Beautiful.ai vs Jitter
Side-by-side trajectory, velocity, and editorial themes.
Beautiful.ai stakes its 3.0 on AI generation that actually produces what was asked for.
Beautiful.ai's pace in this window is slow — three substantive updates across six months — culminating in March's 3.0 launch built around a new Create with AI workflow that explicitly frames itself as fixing the gap between user intent and AI output. Earlier work refined AI image generation and overhauled the slide editor.
The product is consolidating around AI generation as the entry point rather than as a feature, with editor and theming investments feeding into a more guided AI-first creation flow.
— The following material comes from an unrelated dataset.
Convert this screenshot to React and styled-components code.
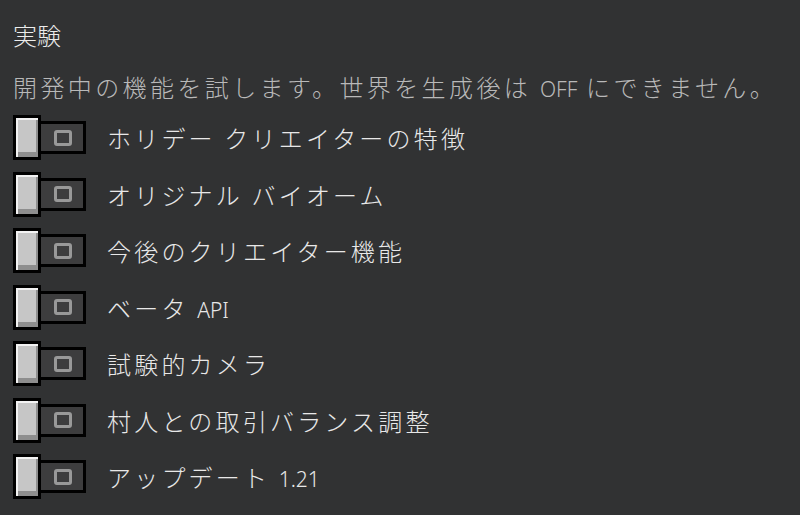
import React from 'react';
import styled, { createGlobalStyle } from 'styled-components';

const GlobalStyle = createGlobalStyle`
  html, body {
    margin: 0;
    padding: 0;
    background: #313233;
  }
  body {
    font-family: "Noto Sans", "Noto Sans CJK JP", sans-serif;
  }
`;

const features = [
    { label: 'ホリデー クリエイターの特徴' },
    { label: 'オリジナル バイオーム' },
    { label: '今後のクリエイター機能' },
    { label: 'ベータ', latin: 'API' },
    { label: '試験的カメラ' },
    { label: '村人との取引バランス調整' },
    { label: 'アップデート', latin: '1.21' },
];

const App = () => {
    return (
        <>
            <GlobalStyle />
            <Panel>
                <Title>実験</Title>
                <Description>
                    開発中の機能を試します。世界を生成後は <Latin>OFF</Latin> にできません。
                </Description>
                <List>
                    {features.map((f) => (
                        <Row key={f.label}>
                            <Toggle>
                                <Knob />
                                <Track>
                                    <OffMark />
                                </Track>
                            </Toggle>
                            <Label>
                                {f.label}
                                {f.latin && <> <Latin>{f.latin}</Latin></>}
                            </Label>
                        </Row>
                    ))}
                </List>
            </Panel>
        </>
    );
};

export default App;

const Panel = styled.div`
    width: 800px;
    height: 515px;
    box-sizing: border-box;
    padding: 19px 0 0 13px;
    background: #313233;
    overflow: hidden;
`;

const Title = styled.div`
    font-family: "Noto Sans CJK JP", sans-serif;
    font-weight: 300;
    font-size: 24px;
    line-height: 32px;
    color: #ececec;
`;

const Description = styled.div`
    margin-top: 20px;
    font-family: "Noto Sans CJK JP", sans-serif;
    font-weight: 300;
    font-size: 24px;
    line-height: 32px;
    letter-spacing: 3.4px;
    color: #b9b9b9;
    white-space: nowrap;
`;

const Latin = styled.span`
    font-family: "Noto Sans", sans-serif;
    font-size: 21px;
    letter-spacing: 0;
`;

const List = styled.div`
    margin-top: 10px;
    display: flex;
    flex-direction: column;
    gap: 11.5px;
`;

const Row = styled.div`
    display: flex;
    align-items: center;
    height: 45px;
`;

const Toggle = styled.div`
    display: flex;
    align-items: center;
    height: 45px;
`;

const Knob = styled.div`
    position: relative;
    z-index: 1;
    width: 22px;
    height: 39px;
    border: 3px solid #000;
    background: #c6c6c6;
    box-shadow: inset 2px 2px 0 #f2f2f2, inset -2px -5px 0 #8e8e8e;
`;

const Track = styled.div`
    width: 40px;
    height: 27px;
    margin-left: -3px;
    border: 3px solid #000;
    background: #3d3d3e;
    display: flex;
    align-items: center;
    justify-content: center;
    padding-left: 2px;
`;

const OffMark = styled.div`
    width: 12px;
    height: 10px;
    border: 3px solid #999;
    border-radius: 3px;
`;

const Label = styled.div`
    margin-left: 21px;
    font-family: "Noto Sans CJK JP", sans-serif;
    font-weight: 300;
    font-size: 24px;
    letter-spacing: 3.2px;
    color: #e8e8e8;
    white-space: nowrap;
`;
Cadence is spaced enough that each release is positioned as a milestone, suggesting deliberate release management rather than rapid iteration.
Expect post-3.0 work to focus on closing iteration loops within the AI workflow — better preview-and-refine cycles and stronger brand-knowledge integration during generation — given existing investments in image control and theming.
Jitter AI lets users describe the creative tool they want — and Jitter builds it inside the editor.
Jitter is in an aggressive shipping cadence focused on what's possible on the canvas itself. May brought two flagship additions: a fully animatable Glass effect with refraction, depth, dispersion, and frost, and Jitter AI — a system where users describe the effect they want and Jitter generates a reusable custom tool right inside the Animate tab. Underneath, the editor is being hardened with batch export, an upgraded pen tool for compound paths, displacement shaders, and corner-radius granularity.
Jitter is moving from 'better motion design tool' to 'AI-extensible motion platform.' The Jitter AI release is the clearest signal of intent — instead of competing on how many built-in effects ship, Jitter is letting users (and teams) generate, refine, and share their own tools by prompt. The rest of the recent work fills in the underlying primitives (shaders, compound paths, granular shape controls) that AI-generated tools need to build on. The product is positioning itself between Figma-style design fidelity and After Effects-style motion fidelity, with AI as the wedge.
Expect Jitter AI to evolve into a marketplace or team library where prompt-generated tools are versioned and shared, plus deeper Figma-import fidelity (the Figma-import polish suggests Jitter sees Figma as the upstream source rather than a competitor). A web-export pipeline for AI-generated effects to ship as Lottie or WebGL components is the obvious next step.